_What needs to be done_. Show each line of the data below that has the string "styles" in it.

[A run of records]
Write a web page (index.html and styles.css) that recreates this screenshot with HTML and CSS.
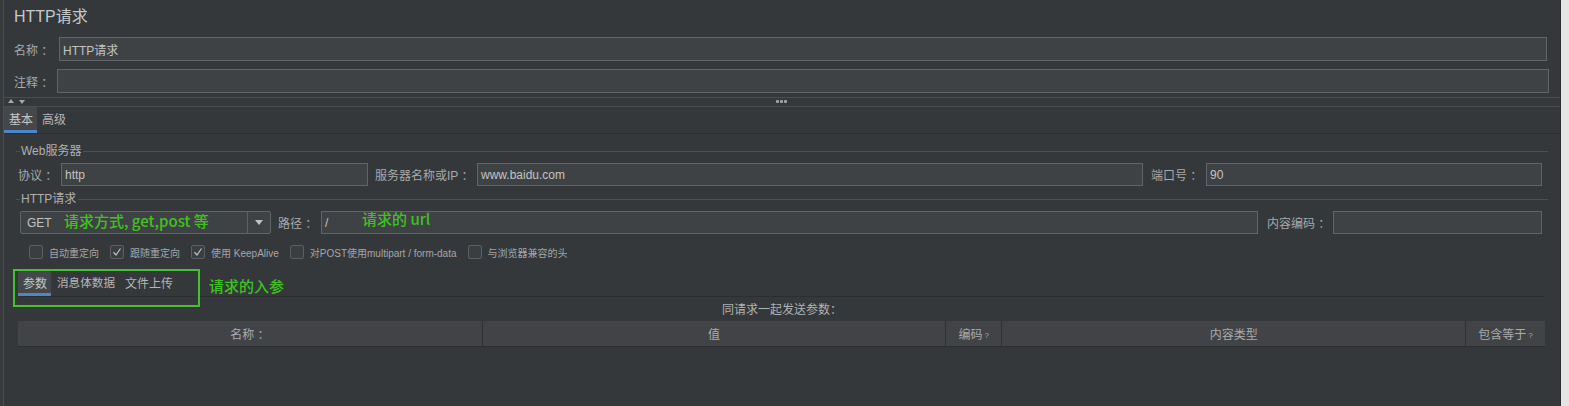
FILE: index.html
```html
<!DOCTYPE html>
<html lang="zh">
<head>
<meta charset="utf-8">
<title>HTTP请求</title>
<link rel="stylesheet" href="styles.css">
</head>
<body>
<div class="page">
  <div class="edge-left"></div>
  <div class="main">
    <div class="title">HTTP请求</div>
    <div class="row row-name">
      <span class="lbl w45">名称 ：</span>
      <div class="field grow">HTTP请求</div>
    </div>
    <div class="row row-comment">
      <span class="lbl w43">注释 ：</span>
      <div class="field grow"></div>
    </div>
    <div class="splitter">
      <span class="arrows"><span class="tri-up"></span><span class="tri-down"></span></span>
      <span class="dots"><i></i><i></i><i></i></span>
    </div>
    <div class="tabbar">
      <span class="tab active">基本</span>
      <span class="tab">高级</span>
    </div>

    <div class="fieldset">
      <div class="fs-head"><span class="tick"></span><span class="fs-label">Web服务器</span><span class="fs-line"></span></div>
      <div class="fs-row">
        <span class="lbl w43">协议 ：</span>
        <div class="field w307">http</div>
        <span class="lbl gap7 w102">服务器名称或IP ：</span>
        <div class="field grow">www.baidu.com</div>
        <span class="lbl gap8 w55">端口号 ：</span>
        <div class="field w336">90</div>
      </div>
      <div class="fs-head second"><span class="tick"></span><span class="fs-label">HTTP请求</span><span class="fs-line"></span></div>
      <div class="fs-row">
        <div class="combo">
          <span class="combo-text">GET</span>
          <span class="combo-btn"><span class="tri-down big"></span></span>
        </div>
        <span class="lbl gap7 w43">路径 ：</span>
        <div class="field grow">/</div>
        <span class="lbl gap9 w66">内容编码 ：</span>
        <div class="field w209"></div>
      </div>
      <div class="checks">
        <label class="chk"><span class="box"></span>自动重定向</label>
        <label class="chk"><span class="box on"><svg viewBox="0 0 14 14" width="14" height="14"><path d="M3.5 7.2 L6 10 L10.5 3.5" fill="none" stroke="#b9bbbd" stroke-width="1.3"/></svg></span>跟随重定向</label>
        <label class="chk"><span class="box on"><svg viewBox="0 0 14 14" width="14" height="14"><path d="M3.5 7.2 L6 10 L10.5 3.5" fill="none" stroke="#b9bbbd" stroke-width="1.3"/></svg></span>使用 KeepAlive</label>
        <label class="chk"><span class="box"></span>对POST使用multipart / form-data</label>
        <label class="chk"><span class="box"></span>与浏览器兼容的头</label>
      </div>
    </div>

    <div class="subtabs">
      <span class="stab active">参数</span>
      <span class="stab s2">消息体数据</span>
      <span class="stab s3">文件上传</span>
    </div>
    <div class="caption">同请求一起发送参数：</div>
    <div class="table-head">
      <span class="th">名称 ：</span>
      <span class="th">值</span>
      <span class="th">编码<small>?</small></span>
      <span class="th">内容类型</span>
      <span class="th">包含等于<small>?</small></span>
    </div>
  </div>
  <div class="edge-right"></div>

  <div class="note note-method">请求方式, get,post 等</div>
  <div class="note note-url">请求的 url</div>
  <div class="note note-params">请求的入参</div>
  <div class="note-box"></div>
</div>
</body>
</html>
```
FILE: styles.css
```css
* { box-sizing: border-box; }
html, body { margin: 0; padding: 0; }
body {
  background: #35383b;
  font-family: "Liberation Sans", "Noto Sans CJK SC", sans-serif;
  color: #a9abad;
}
.page {
  position: relative;
  display: flex;
  width: 1569px;
  height: 406px;
  overflow: hidden;
  background: #35383b;
}
.edge-left {
  width: 4px;
  flex: none;
  background: #383b3e;
  border-right: 1px solid #4b4e51;
}
.edge-right {
  width: 9px;
  flex: none;
  background: #e4e4e4;
  border-left: 1px solid #2a2c2e;
}
.main {
  flex: 1;
  display: flex;
  flex-direction: column;
  min-width: 0;
}
.title {
  height: 37px;
  padding: 7px 0 0 10px;
  font-size: 16px;
  line-height: 20px;
  color: #c6c8ca;
}
.row {
  display: flex;
  align-items: center;
  height: 24px;
  padding-left: 10px;
}
.row-name { margin-right: 13px; margin-bottom: 8px; }
.row-comment { margin-right: 11px; }
.lbl {
  flex: none;
  font-size: 12px;
  color: #a7a9ab;
  white-space: nowrap;
}
.w43 { width: 43px; }
.w45 { width: 45px; }
.w55 { width: 55px; }
.w66 { width: 66px; }
.w102 { width: 102px; }
.gap7 { margin-left: 7px; }
.gap8 { margin-left: 8px; }
.gap9 { margin-left: 9px; }
.field {
  height: 100%;
  background: #3f4244;
  border: 1px solid #626567;
  font-size: 12px;
  color: #c2c4c6;
  display: flex;
  align-items: center;
  padding-left: 3px;
  white-space: nowrap;
}
.grow { flex: 1; min-width: 0; }
.w307 { flex: none; width: 307px; }
.w336 { flex: none; width: 336px; }
.w209 { flex: none; width: 209px; }

.splitter {
  margin-top: 4px;
  height: 10px;
  border-top: 1px solid #4a4d50;
  border-bottom: 1px solid #4a4d50;
  position: relative;
}
.arrows {
  position: absolute;
  left: 4px;
  top: 1px;
  display: flex;
  gap: 5px;
}
.tri-up {
  width: 0; height: 0;
  border-left: 3.5px solid transparent;
  border-right: 3.5px solid transparent;
  border-bottom: 4px solid #a6a8aa;
}
.tri-down {
  width: 0; height: 0;
  border-left: 3.5px solid transparent;
  border-right: 3.5px solid transparent;
  border-top: 4px solid #a6a8aa;
  margin-top: 1px;
}
.dots {
  position: absolute;
  left: 772px;
  top: 2px;
  display: flex;
  gap: 1px;
}
.dots i {
  display: block;
  width: 3px;
  height: 3px;
  background: #a0a2a4;
  border-radius: 1px;
}
.tabbar {
  display: flex;
  align-items: stretch;
  height: 27px;
  border-bottom: 1px solid #2c2e30;
}
.tab {
  font-size: 12px;
  color: #b4b6b8;
  padding: 0 4px 0 5px;
  display: flex;
  align-items: center;
  border-bottom: 3px solid transparent;
}
.tab.active {
  background: #45484b;
  border-bottom-color: #4b87c6;
  color: #c4c6c8;
}

.fieldset {
  margin: 10px 12px 0 12px;
}
.fs-head {
  display: flex;
  align-items: center;
  height: 14px;
}
.fs-head.second { margin-top: 6px; }
.tick {
  width: 4px;
  height: 1px;
  background: #4d5053;
}
.fs-label {
  font-size: 12px;
  color: #aeb0b2;
  padding: 0 2px 0 1px;
  line-height: 14px;
}
.fs-line {
  flex: 1;
  height: 1px;
  background: #4d5053;
}
.fs-row {
  display: flex;
  align-items: center;
  height: 23px;
  margin-top: 5px;
  padding: 0 6px 0 2px;
}
.combo {
  flex: none;
  width: 251px;
  height: 100%;
  margin-left: 2px;
  display: flex;
  background: #3f4244;
  border: 1px solid #626567;
  border-radius: 2px;
}
.combo-text {
  flex: 1;
  font-size: 12px;
  color: #c2c4c6;
  display: flex;
  align-items: center;
  padding-left: 6px;
}
.combo-btn {
  width: 23px;
  border-left: 1px solid #5e6163;
  display: flex;
  align-items: center;
  justify-content: center;
}
.tri-down.big {
  border-left-width: 4.5px;
  border-right-width: 4.5px;
  border-top-width: 5px;
  border-top-color: #bfc1c3;
  margin: 0;
}
.checks {
  display: flex;
  align-items: center;
  height: 14px;
  margin-top: 11px;
  padding-left: 2px;
}
.chk {
  display: flex;
  align-items: center;
  font-size: 10px;
  color: #a4a6a8;
  margin-left: 11px;
  white-space: nowrap;
}
.box {
  width: 14px;
  height: 14px;
  border: 1px solid #5c5f61;
  border-radius: 2px;
  background: #3b3e40;
  margin-right: 6px;
  position: relative;
  flex: none;
}
.box svg { position: absolute; left: -1px; top: -1px; }

.subtabs {
  display: flex;
  margin: 12px 15px 0 14px;
  height: 26px;
  border-bottom: 1px solid #2c2e30;
}
.stab {
  font-size: 12px;
  color: #b4b6b8;
  display: flex;
  align-items: center;
  border-bottom: 3px solid transparent;
  white-space: nowrap;
}
.stab.s2 { margin-left: 6px; font-size: 11.6px; }
.stab.s3 { margin-left: 10px; }
.stab.active {
  background: #45484b;
  border-bottom-color: #4b87c6;
  color: #c6c8ca;
  padding: 0 4px 0 5px;
}
.caption {
  margin-top: 6px;
  height: 14px;
  text-align: center;
  font-size: 12px;
  line-height: 14px;
  color: #b0b2b4;
}
.table-head {
  margin: 4px 15px 0 14px;
  height: 26px;
  display: grid;
  grid-template-columns: 1fr 1fr 56px 1fr 80px;
  background: #414346;
  border-bottom: 1px solid #2c2e30;
}
.th {
  font-size: 12px;
  color: #a9abad;
  display: flex;
  align-items: center;
  justify-content: center;
  border-left: 1px solid #2f3133;
  white-space: nowrap;
}
.th:first-child { border-left: none; }
.th small { font-size: 8px; margin-left: 2px; margin-top: 3px; }

.note {
  position: absolute;
  color: #3fc21e;
  font-size: 15px;
  font-weight: 500;
  font-family: "Noto Sans CJK SC", "Liberation Sans", sans-serif;
  line-height: 18px;
  white-space: nowrap;
}
.note-method { left: 64px; top: 212px; }
.note-url { left: 362px; top: 210px; }
.note-params { left: 209px; top: 277px; }
.note-box {
  position: absolute;
  left: 13px;
  top: 269px;
  width: 187px;
  height: 38px;
  border: 2px solid #46c12a;
}
```
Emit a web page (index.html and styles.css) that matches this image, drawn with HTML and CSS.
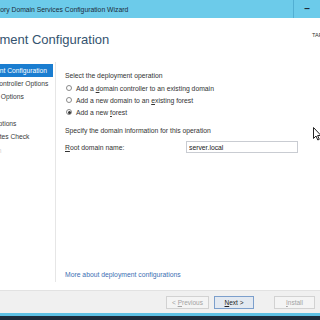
FILE: index.html
```html
<!DOCTYPE html>
<html>
  <head>
    <meta charset="utf-8">
    <title>Active Directory Domain Services Configuration Wizard</title>
    <link rel="stylesheet" href="styles.css">
  </head>
  <body>
    <div id="wizard">
      <div id="titlebar">
        <span id="title">Active Directory Domain Services Configuration Wizard</span>
        <span class="caption_button">&ndash;</span>
        <span class="caption_button"></span>
      </div>
      <div id="header">
        <h1>Deployment Configuration</h1>
        <p id="target">TARGET SERVER</p>
      </div>
      <div id="body">
        <ul id="steps">
          <li class="step current">Deployment Configuration</li>
          <li class="step">Domain Controller Options</li>
          <li class="step">Additional Options</li>
          <li class="step">Paths</li>
          <li class="step">Review Options</li>
          <li class="step">Prerequisites Check</li>
          <li class="step disabled">Installation</li>
          <li class="step disabled">Results</li>
        </ul>
        <div id="page">
          <p class="line">Select the deployment operation</p>
          <label class="option">
            <input type="radio" name="operation">
            <span class="radio"></span>
            <span>Add a <u>d</u>omain controller to an existing domain</span>
          </label>
          <label class="option">
            <input type="radio" name="operation">
            <span class="radio"></span>
            <span>Add a new domain to an <u>e</u>xisting forest</span>
          </label>
          <label class="option">
            <input type="radio" name="operation" checked>
            <span class="radio"></span>
            <span>Add a new <u>f</u>orest</span>
          </label>
          <p class="line spaced">Specify the domain information for this operation</p>
          <div class="field">
            <label for="root_domain"><u>R</u>oot domain name:</label>
            <input type="text" id="root_domain" value="server.local">
          </div>
          <a href="#" id="more">More about deployment configurations</a>
        </div>
      </div>
      <div id="gap"></div>
      <div id="footer">
        <button disabled>&lt; <u>P</u>revious</button>
        <button class="default"><u>N</u>ext &gt;</button>
        <button class="wide_gap" disabled><u>I</u>nstall</button>
        <button>Cancel</button>
      </div>
    </div>
    <div id="taskbar"></div>
    <svg id="cursor" width="9" height="14" viewBox="0 0 9 14">
      <path d="M0.5 0.5 L0.5 11.5 L3 9 L4.8 13 L6.3 12.3 L4.6 8.5 L8 8.5 Z" fill="#fff" stroke="#222" stroke-width="1"/>
    </svg>
  </body>
</html>
```

FILE: styles.css
```css
body {
  margin: 0;
  width: 320px;
  height: 320px;
  overflow: hidden;
  position: relative;
  font-family: 'Liberation Sans', Arial, sans-serif;
  background: #1b2a3a;
}

#wizard {
  width: 410px;
  margin-left: -40px;
  background: #ffffff;
  border-bottom: 3px solid #5dc0e4;
}

#titlebar {
  height: 18px;
  display: flex;
  align-items: center;
  background: #6ccbea;
  color: #1c2c3a;
}

#title {
  flex: 1;
  padding-left: 2px;
  font-size: 6.8px;
  white-space: nowrap;
}

.caption_button {
  width: 26px;
  height: 18px;
  border-left: 1px solid #52afd3;
  text-align: center;
  font-size: 10px;
  font-weight: bold;
  line-height: 18px;
}

.caption_button:last-child {
  width: 49px;
}

#header {
  height: 44px;
  display: flex;
}

h1 {
  flex: 1;
  margin: 13px 0 0 -1px;
  font-size: 13px;
  font-weight: normal;
  line-height: 17px;
  color: #34536f;
  white-space: nowrap;
}

#target {
  width: 58px;
  margin: 14px 0 0 0;
  font-size: 5.6px;
  color: #333;
  white-space: nowrap;
}

#body {
  height: 220px;
  display: flex;
}

#steps {
  list-style: none;
  width: 96px;
  margin: 0;
  padding: 1.5px 0 0 0;
  border-right: 1px solid #e6e6e6;
  box-sizing: border-box;
}

.step {
  width: 93px;
  height: 13.4px;
  padding-left: 9.6px;
  box-sizing: border-box;
  font-size: 6.7px;
  line-height: 13.4px;
  color: #3a3a3a;
  white-space: nowrap;
  overflow: hidden;
}

.step.current {
  background: #1a7dd0;
  color: #ffffff;
}

.step.disabled {
  color: #d4d4d4;
}

#page {
  flex: 1;
  display: flex;
  flex-direction: column;
  padding: 8px 0 1px 9px;
  font-size: 6.8px;
  color: #333;
}

.line {
  margin: 0;
  line-height: 12px;
  white-space: nowrap;
}

.line.spaced {
  margin-top: 7px;
}

.option {
  display: flex;
  align-items: center;
  height: 12px;
  white-space: nowrap;
  cursor: pointer;
}

.option input {
  position: absolute;
  opacity: 0;
  width: 0;
  height: 0;
}

.radio {
  width: 6px;
  height: 6px;
  margin: 0 4px 0 1px;
  border: 1px solid #8a8a8a;
  border-radius: 50%;
  box-sizing: border-box;
  background: #fff;
  display: flex;
  align-items: center;
  justify-content: center;
}

.option input:checked ~ .radio::after {
  content: "";
  width: 3px;
  height: 3px;
  border-radius: 50%;
  background: #333;
}

.field {
  display: flex;
  align-items: center;
  margin-top: 4px;
  height: 12px;
}

.field label {
  width: 121px;
}

.field input {
  width: 112px;
  height: 12px;
  box-sizing: border-box;
  border: 1px solid #c9ccd2;
  padding: 0 2px;
  font-family: inherit;
  font-size: 6.8px;
  color: #222;
}

#more {
  margin-top: auto;
  line-height: 12px;
  color: #3d6fb3;
  text-decoration: none;
  white-space: nowrap;
}

#gap {
  height: 8px;
}

#footer {
  height: 23px;
  box-sizing: border-box;
  display: flex;
  justify-content: flex-end;
  gap: 5px;
  padding: 5px 9px 0 0;
  border-top: 1px solid #e2e2e2;
  background: #f0f0f0;
}

#footer button {
  width: 41px;
  height: 13px;
  padding: 0;
  border: 1px solid #acacac;
  background: #e5e5e5;
  font-family: inherit;
  font-size: 6.5px;
  color: #222;
}

#footer button:first-child {
  width: 43px;
}

#footer button.default {
  width: 40px;
  border-color: #7c9fcc;
  background: #e3e9f1;
}

#footer button.wide_gap {
  margin-left: 15px;
}

#footer button:disabled {
  border-color: #d2d2d2;
  background: #f4f4f4;
  color: #a3a3a3;
}

#taskbar {
  height: 4px;
  background: #1b2a3a;
}

#cursor {
  position: absolute;
  left: 313px;
  top: 127px;
}
```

_Exercise answer_.
Write a web page (index.html and styles.css) that recreates this screenshot with HTML and CSS.
<link rel="stylesheet" href="styles.css">
FILE: styles.css
Emit a web page (index.html and styles.css) that matches this image, drawn with HTML and CSS.
    <link rel="stylesheet" href="styles.css">
FILE: styles.css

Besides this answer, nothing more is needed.